How does left tail risk differ from right tail risk? In what context would an analyst use these metrics?
Here's a partial answer:
- This partly depends on the return characteristics. One way to look at this is to analyze the skewness and kurtosis of the returns. Most strategies have a negative skewness, which roughly means that they have mostly consistent small positive returns, with the occasional large negative return. Alternatively, some strategies have "option-like features", which results in the opposite distribution: positive skewness. See, for instance "The Risk in Hedge Fund Strategies" (Fung, Hsieh 2001).
- You might want to look at some of the work done on "post-modern portfolio theory" (PMPT) which attempted to differentiate between upside and downside risks. As an example, one simple adjustment based on this would be to use the Sortino ratio instead of the Sharpe ratio as a risk/reward metric.

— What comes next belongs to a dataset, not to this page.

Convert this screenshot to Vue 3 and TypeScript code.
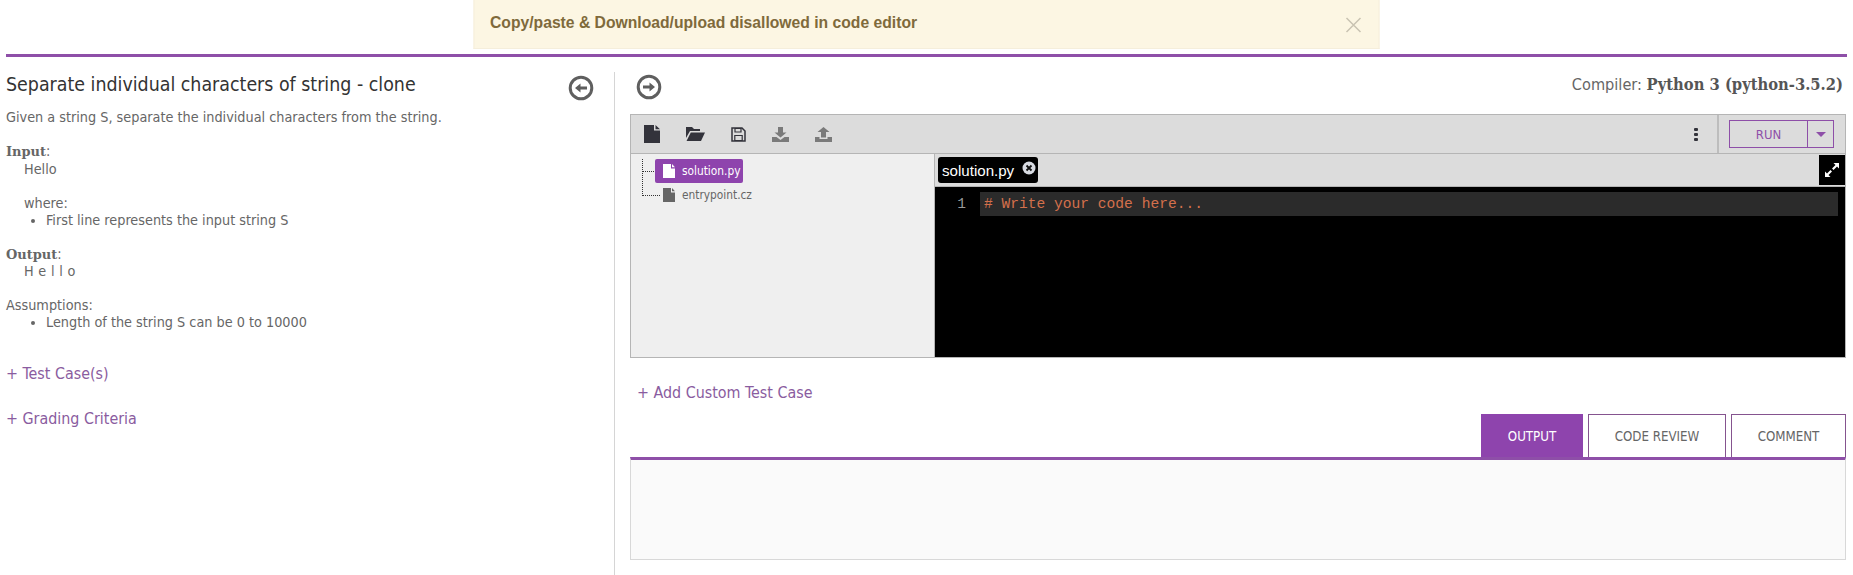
<template>
  <div class="page">
    <div class="alert">
      <span class="alert-text">Copy/paste &amp; Download/upload disallowed in code editor</span>
      <svg class="alert-close" width="16" height="16" viewBox="0 0 16 16"><path d="M1 1 15 15M15 1 1 15" stroke="#c9c3b2" stroke-width="1.5" fill="none" /></svg>
    </div>
    <div class="rule"></div>

    <div class="main">
      <section class="left">
        <div class="left-head">
          <h1>Separate individual characters of string - clone</h1>
          <svg class="circle-btn back" width="26" height="26" viewBox="0 0 26 26">
            <circle cx="13" cy="13" r="10.8" fill="none" stroke="#5f5f5f" stroke-width="3" />
            <path d="M7 13 12.500 8.500v3h6.500v3h-6.500v3z" fill="#5f5f5f" />
          </svg>
        </div>
        <p class="desc">Given a string S, separate the individual characters from the string.</p>
        <div class="block">
          <div class="label"><b>Input</b>:</div>
          <div class="ind">Hello</div>
          <div class="ind gap">where:</div>
          <ul><li>First line represents the input string S</li></ul>
        </div>
        <div class="block">
          <div><b>Output</b>:</div>
          <div class="ind spaced">H e l l o</div>
        </div>
        <div class="block">
          <div>Assumptions:</div>
          <ul><li>Length of the string S can be 0 to 10000</li></ul>
        </div>
        <a class="link first">+ Test Case(s)</a>
        <a class="link second">+ Grading Criteria</a>
      </section>

      <section class="right">
        <div class="right-head">
          <svg class="circle-btn forward" width="26" height="26" viewBox="0 0 26 26">
            <circle cx="13" cy="13" r="10.8" fill="none" stroke="#5f5f5f" stroke-width="3" />
            <path d="M19 13 13.500 8.500v3H7v3h6.500v3z" fill="#5f5f5f" />
          </svg>
          <div class="compiler">Compiler: <b>Python 3 (python-3.5.2)</b></div>
        </div>

        <div class="ide">
          <div class="toolbar">
            <div class="tools">
              <svg width="16" height="18" viewBox="0 0 16 18"><path d="M0 0h10v5.500h6V18H0zM11.500 0 16 4.200h-4.500z" fill="#33333b" /></svg>
              <svg width="19" height="14" viewBox="0 0 19 14"><path d="M0 0h6l2 2h6v2H4L0 11zM4.800 5.500H19L15 14H0.500z" fill="#33333b" /></svg>
              <svg width="15" height="15" viewBox="0 0 15 15"><path d="M1 1h10l3 3v10H1z" fill="none" stroke="#33333b" stroke-width="1.500" /><path d="M4 1.500h6v3.500H4zM3.800 8.500h7.400v5H3.800z" fill="none" stroke="#33333b" stroke-width="1.200" /></svg>
              <svg width="17" height="15" viewBox="0 0 17 15"><path d="M6 0h5v5.500h3.500l-6 5-6-5H6zM0 10h4.500l4 3 4-3H17v5H0z" fill="#7a7a7a" /></svg>
              <svg width="17" height="15" viewBox="0 0 17 15"><path d="M8.500 0l6 5H11v5.500H6V5H2.500zM0 10h4.500v2h8v-2H17v5H0z" fill="#7a7a7a" /></svg>
            </div>
            <div class="more"><i></i><i></i><i></i></div>
            <div class="run-wrap">
              <div class="run">
                <span class="run-label">RUN</span>
                <span class="run-caret"><i></i></span>
              </div>
            </div>
          </div>

          <div class="ide-body">
            <div class="tree">
              <div class="tree-lines"></div>
              <div class="node active">
                <svg width="12" height="14" viewBox="0 0 12 14"><path d="M0 0h8v4.500h4V14H0zM9 0l3 3.300H9z" fill="#fff" /></svg>
                solution.py
              </div>
              <div class="node">
                <svg width="12" height="14" viewBox="0 0 12 14"><path d="M0 0h8v4.500h4V14H0zM9 0l3 3.300H9z" fill="#666" /></svg>
                entrypoint.cz
              </div>
            </div>
            <div class="editor">
              <div class="tabbar">
                <div class="tab">
                  solution.py
                  <svg width="14" height="14" viewBox="0 0 14 14"><circle cx="7" cy="7" r="6.500" fill="#d8dbe2" /><path d="M4.500 4.500l5 5M9.500 4.500l-5 5" stroke="#111" stroke-width="1.800" /></svg>
                </div>
                <div class="expand">
                  <svg width="16" height="16" viewBox="0 0 16 16"><path d="M9.500 1H15v5.500L13 4.500 9.500 8 8 6.500 11.500 3zM6.500 15H1V9.500L3 11.500 6.500 8 8 9.500 4.500 13z" fill="#fff" /></svg>
                </div>
              </div>
              <div class="code">
                <span class="gutter">1</span>
                <div class="line"># Write your code here...</div>
              </div>
            </div>
          </div>
        </div>

        <a class="link custom">+ Add Custom Test Case</a>

        <div class="tabs">
          <div class="out-tab on">OUTPUT</div>
          <div class="out-tab">CODE REVIEW</div>
          <div class="out-tab">COMMENT</div>
        </div>
        <div class="output"></div>
      </section>
    </div>
  </div>
</template>

<script setup lang="ts">
</script>

<style>
body {
  margin: 0;
  background: #fff;
}
</style>

<style scoped>
.page {
  height: 575px;
  overflow: hidden;
  font-family: "DejaVu Sans", sans-serif;
  font-stretch: condensed;
  font-size: 14.3px;
  color: #666;
}

.alert {
  box-sizing: border-box;
  width: 906px;
  height: 49px;
  margin: 0 auto;
  padding: 14px 16px 0;
  background: #fcf6e3;
  border: 1px solid #f5eedb;
  border-top: 0;
  display: flex;
  justify-content: space-between;
  transform: translateX(-.5px);
}

.alert-text {
  font-family: "Liberation Sans", sans-serif;
  font-stretch: normal;
  font-size: 15.7px;
  font-weight: 700;
  color: #7f6a3b;
}

.alert-close {
  margin: 3px 1px 0 0;
}

.rule {
  height: 3px;
  margin: 5px 6px 0;
  background: #8e4fa8;
}

.main {
  display: flex;
  height: 518px;
}

.left {
  box-sizing: border-box;
  width: 615px;
  margin-top: 15px;
  padding: 0 0 0 6px;
  border-right: 1px solid #d5d5d5;
}

.left-head {
  display: flex;
  justify-content: space-between;
  padding-right: 20px;
}

.back {
  margin-top: 3px;
}

h1 {
  margin: 1px 0 0;
  font-size: 19.4px;
  font-weight: 400;
  line-height: 24px;
  color: #333;
}

.desc {
  margin: 8px 0 17px;
  line-height: 17px;
}

.block {
  line-height: 17px;
  margin-bottom: 17px;
}

.block b {
  font-family: "DejaVu Serif", serif;
  font-stretch: normal;
  font-size: 13px;
}

.label {
  margin-bottom: 1px;
}

.ind {
  padding-left: 18px;
}

.gap {
  margin-top: 17px;
}

.spaced {
  letter-spacing: .3px;
}

ul {
  margin: 0;
  padding-left: 40px;
}

.link {
  display: block;
  font-size: 15.9px;
  color: #8a5ca0;
}

.first {
  margin-top: 33px;
}

.second {
  margin-top: 26px;
}

.right {
  box-sizing: border-box;
  width: 1232px;
  padding: 0 0 0 15px;
}

.right-head {
  box-sizing: content-box;
  height: 42px;
  padding-top: 15px;
  padding-left: 6px;
  display: flex;
  justify-content: space-between;
}

.forward {
  margin-top: 2px;
}

.compiler {
  font-size: 16.2px;
  padding: 3px 4px 0 0;
}

.compiler b {
  font-family: "DejaVu Serif", serif;
  font-size: 16.4px;
  color: #555;
}

.ide {
  border: 1px solid #b5b5b5;
  width: 1216px;
  box-sizing: border-box;
}

.toolbar {
  display: flex;
  align-items: center;
  height: 38px;
  background: #dcdcdc;
  border-bottom: 1px solid #b5b5b5;
}

.tools {
  flex: 1;
  display: flex;
  align-items: center;
  gap: 26px;
  padding-left: 13px;
}

.more {
  display: flex;
  flex-direction: column;
  gap: 2px;
  margin-right: 19px;
}

.more i {
  width: 4px;
  height: 3px;
  background: #33333b;
  border-radius: 1px;
}

.run-wrap {
  height: 38px;
  border-left: 2px solid #bdbdbd;
  display: flex;
  align-items: center;
  padding: 0 11px 0 10px;
}

.run {
  display: flex;
  width: 105px;
  height: 28px;
  border: 1px solid #8e4fa8;
  box-sizing: border-box;
  color: #8e4fa8;
  font-size: 13px;
}

.run-label {
  flex: 1;
  display: flex;
  align-items: center;
  justify-content: center;
}

.run-caret {
  width: 25px;
  border-left: 1px solid #8e4fa8;
  display: flex;
  align-items: center;
  justify-content: center;
}

.run-caret i {
  border: 5px solid transparent;
  border-top: 5px solid #8e4fa8;
  border-bottom: 0;
}

.ide-body {
  display: flex;
  height: 203px;
}

.tree {
  position: relative;
  width: 303px;
  background: #efefef;
  padding: 5px 0 0 24px;
  box-sizing: border-box;
  font-size: 11.8px;
}

.tree-lines {
  position: absolute;
  left: 11px;
  top: 5px;
  width: 17px;
  height: 36px;
  border-left: 1px dotted #333;
  border-bottom: 1px dotted #333;
}

.tree-lines::before {
  content: "";
  position: absolute;
  left: 0;
  top: 12px;
  width: 13px;
  border-top: 1px dotted #333;
}

.node {
  position: relative;
  display: flex;
  align-items: center;
  gap: 7px;
  height: 24px;
  padding: 0 3px 0 8px;
  width: max-content;
}

.active {
  background: #8e44ad;
  color: #fff;
  border-radius: 2px;
}

.editor {
  flex: 1;
  display: flex;
  flex-direction: column;
  background: #000;
  border-left: 1px solid #b5b5b5;
}

.tabbar {
  height: 32px;
  background: #dcdcdc;
  display: flex;
  justify-content: space-between;
  padding-left: 3px;
  border-bottom: 1px solid #b5b5b5;
}

.tab {
  margin-top: 3px;
  height: 26px;
  background: #000;
  color: #fff;
  font-family: "Liberation Sans", sans-serif;
  font-stretch: normal;
  font-size: 15.1px;
  border-radius: 3px;
  display: flex;
  align-items: center;
  gap: 8px;
  padding: 0 2px 0 4px;
  box-sizing: border-box;
}

.tab svg {
  margin-top: -5px;
}

.expand {
  width: 26px;
  height: 30px;
  margin-top: 1px;
  background: #000;
  display: flex;
  align-items: center;
  justify-content: center;
}

.code {
  flex: 1;
  display: flex;
  padding: 5px 7px 0 0;
  font-family: "Liberation Mono", monospace;
  font-size: 14.6px;
}

.gutter {
  width: 31px;
  text-align: right;
  line-height: 24px;
  color: #999;
  margin-right: 14px;
}

.line {
  flex: 1;
  height: 24px;
  line-height: 24px;
  padding-left: 4px;
  background: #2b2b2b;
  color: #d4704c;
}

.custom {
  margin: 25px 0 0 7px;
}

.tabs {
  display: flex;
  justify-content: flex-end;
  gap: 5px;
  margin-top: 12px;
  width: 1216px;
}

.out-tab {
  box-sizing: border-box;
  height: 43px;
  width: 138px;
  border: 1px solid #85548f;
  border-bottom: 0;
  display: flex;
  align-items: center;
  justify-content: center;
  font-size: 13.2px;
}

.out-tab:last-child {
  width: 115px;
}

.on {
  width: 102px;
  background: #8e44ad;
  border-color: #8e44ad;
  color: #fff;
}

.output {
  box-sizing: border-box;
  width: 1216px;
  height: 103px;
  border: 1px solid #d8d8d8;
  border-top: 3px solid #8e4fa8;
  background: #fafafa;
}
</style>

Tail risk represents the probability that the magnitude of returns on an asset/portfolio will exceed some threshold (usually three standard deviations) on the normal curve. If you visualize a normal curve on standard axes, the tail on the left side corresponds to an extreme low return and the tail on the right side corresponds to an extreme high return.
In other words, left vs right is a measurement of (the likelihood of) extreme low or high returns. An analyst might look at these in order to estimate the impact of rare but significant events.